Sex and Dating: The little things

Brigit XX

I’ve noticed that for many college students, dating no longer involves many actual “dates.” Which is understandable: we don’t all have cars, our cash is limited, and we’re busy with classes, work-study, med school applications, juggling club… Of course, spending quality time together is far more important than spending money on each other, and there’s nothing wrong with couples who stay in their dorm rooms watching movies. But it’s unfortunate, because dating can be so much fun, and it’s nice to get out and try something new once in a while. Plus, dinner dates at Fribley get old fast. So I’ve brainstormed some cheap, easy ways to bond with your mate and keep things interesting in your relationship.

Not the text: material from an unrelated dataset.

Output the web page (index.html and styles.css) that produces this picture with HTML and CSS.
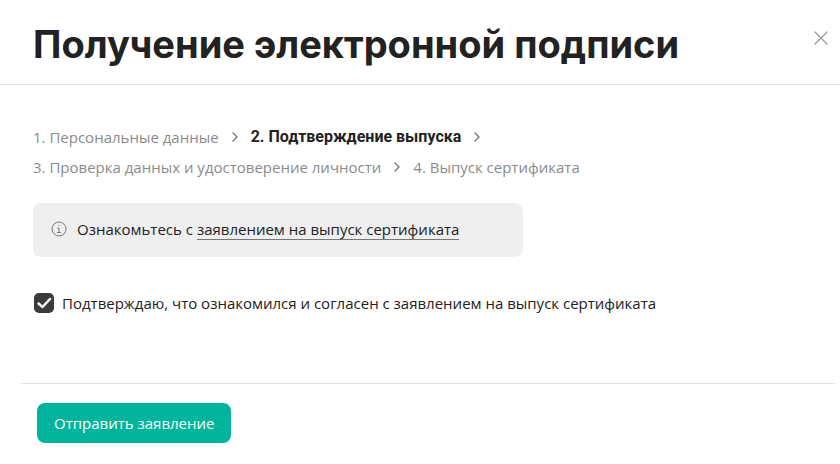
FILE: index.html
```html
<!DOCTYPE html>
<html lang="ru">

<head>
    <meta charset="UTF-8">
    <meta name="viewport" content="width=device-width, initial-scale=1.0">
    <title>Получение электронной подписи</title>
    <link rel="stylesheet" href="styles.css">
</head>

<body>
    <header class="header">
        <h1 class="title">Получение электронной подписи</h1>
        <button class="close" type="button" aria-label="Закрыть">
            <svg width="14" height="14" viewBox="0 0 14 14" fill="none" stroke="currentColor" stroke-width="1.3" stroke-linecap="round">
                <path d="M1 1l12 12M13 1L1 13" />
            </svg>
        </button>
    </header>

    <form class="form">
        <main class="content">
            <ol class="steps">
                <li class="step">1. Персональные данные
                    <svg class="arrow" viewBox="0 0 8 12"><path d="M1.5 1.5L6 6l-4.5 4.5" /></svg>
                </li>
                <li class="step active" aria-current="step">2. Подтверждение выпуска
                    <svg class="arrow" viewBox="0 0 8 12"><path d="M1.5 1.5L6 6l-4.5 4.5" /></svg>
                </li>
                <li class="step">3. Проверка данных и удостоверение личности
                    <svg class="arrow" viewBox="0 0 8 12"><path d="M1.5 1.5L6 6l-4.5 4.5" /></svg>
                </li>
                <li class="step">4. Выпуск сертификата</li>
            </ol>

            <div class="notice">
                <svg class="info" width="16" height="16" viewBox="0 0 16 16" fill="none" stroke="currentColor">
                    <circle cx="8" cy="8" r="7" />
                    <path d="M6.5 7H8v4.5M6 11.5h4M7.5 4.5h1" />
                </svg>
                <p>Ознакомьтесь с <a class="link" href="#">заявлением на выпуск сертификата</a></p>
            </div>

            <div class="agree">
                <input class="checkbox" type="checkbox" id="agree" checked>
                <label for="agree">Подтверждаю, что ознакомился и согласен с заявлением на выпуск сертификата</label>
            </div>
        </main>

        <footer class="footer">
            <button class="submit" type="submit">Отправить заявление</button>
        </footer>
    </form>
</body>

</html>
```

FILE: styles.css
```css
* {
    box-sizing: border-box;
}

body {
    margin: 0;
    background: #fff;
    color: #222;
    font-family: "Open Sans", "Liberation Sans", sans-serif;
    font-size: 15px;
    line-height: 24px;
}

h1,
p,
ol {
    margin: 0;
    padding: 0;
}

button {
    border: 0;
    font: inherit;
    cursor: pointer;
}

/* Header */
.header {
    display: flex;
    justify-content: space-between;
    align-items: flex-start;
    padding: 20px 12px 16px 33px;
    border-bottom: 1px solid #e3e3e3;
}

.title {
    font-family: Inter, "Liberation Sans", sans-serif;
    font-size: 38px;
    font-weight: 650;
    line-height: 48px;
}

.close {
    display: flex;
    margin-top: 11px;
    padding: 0;
    background: none;
    color: #999;
}

/* Steps */
.content {
    padding: 40px 33px 68px;
}

.steps {
    display: flex;
    flex-wrap: wrap;
    gap: 6px 12px;
    list-style: none;
}

.step {
    display: flex;
    align-items: center;
    gap: 12px;
    color: #8b8b8b;
}

.active {
    color: #222;
    font-family: Roboto, "Liberation Sans", sans-serif;
    font-size: 16px;
    font-weight: 700;
}

.arrow {
    width: 8px;
    height: 12px;
    fill: none;
    stroke: #777;
    stroke-width: 1.3;
}

/* Notice */
.notice {
    display: flex;
    align-items: center;
    gap: 10px;
    max-width: 490px;
    margin-top: 24px;
    padding: 14px 18px 16px;
    border-radius: 8px;
    background: #efefef;
}

.info {
    color: #777;
}

.link {
    border-bottom: 1px solid #777;
    color: inherit;
    text-decoration: none;
}

/* Checkbox */
.agree {
    display: flex;
    align-items: center;
    gap: 8px;
    margin-top: 34px;
}

.checkbox {
    flex: none;
    width: 20px;
    height: 20px;
    margin: 0 0 0 1px;
    border-radius: 5px;
    background: #3b3b3b;
    appearance: none;
}

.checkbox:checked {
    background-image: url("data:image/svg+xml,%3Csvg xmlns='http://www.w3.org/2000/svg' viewBox='0 0 20 20' fill='none' stroke='white' stroke-width='2.5' stroke-linecap='round' stroke-linejoin='round'%3E%3Cpath d='M4.5 10.5l4 3.5 7.5-8'/%3E%3C/svg%3E");
}

/* Footer */
.footer {
    margin: 0 5px 0 21px;
    padding: 19px 16px;
    border-top: 1px solid #e3e3e3;
}

.submit {
    height: 40px;
    padding: 0 17px;
    border-radius: 8px;
    background: #00b59b;
    color: #fff;
    font-weight: 500;
}
```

• Take advantage of the nice weather and go for a walk—Case really has a beautiful campus, even if most of us only see a small part of it on our daily walk to class. If you’re in the early stages of a relationship, a leisurely stroll will help you get to know each other better; if you’ve been together a long time, it will remind you of the little things you really appreciate in each other. Nice places for a stroll include Wade Oval, Little Italy, and the Top of the Hill. You could also go outside and toss a Frisbee, or go to the lagoon and feed the geese. And when the weather gets cold, there’s a great little outdoor ice rink on Wade Oval which I highly recommend.

• Get hooked on a TV show. It doesn’t matter if it’s Supernatural or Project Runway—just find something you can both enjoy. What’s important is that it’s your thing, a weekly ritual for the two of you to share and look forward to.

• Make something together. Bake cookies, go outside and grill, or try out a new recipe. It doesn’t matter how it turns out; what’s important is that you work together to accomplish something. Any project will do, really: rearranging your furniture, painting the Spirit Wall, working a crossword puzzle, or even doing arts and crafts. It sounds lame, but coloring is actually a lot of fun (as long as you don’t take yourself too seriously), and it’s a nice distraction from homework. And if you’re like me and you’re getting excited about winter, you might try paper snowflakes.

• Play a board game—or Call of Duty, whatever floats your boat. A little friendly competition is actually very healthy for a relationship. Racquetball and squash are two-player games (although they’re a little more taxing than Battleship), and most dorm buildings have table tennis in the lobby. It’s okay if you’ve never played before—learning something new together can be a great bonding experience.

They say the little things in life are the most important, and I think it’s important to share these things with your significant other. If the two of you are really compatible, you’ll enjoy spending time together, even on mundane activities like cooking and watching TV. But remember to be creative and spontaneous—if you don’t change things up once in a while, you’ll get bored and start to take each other for granted. So consider the above ideas—they’re a little less formal and more personal than the traditional “date,” and I think they’re ultimately better for getting to know each other and getting comfortable in a relationship.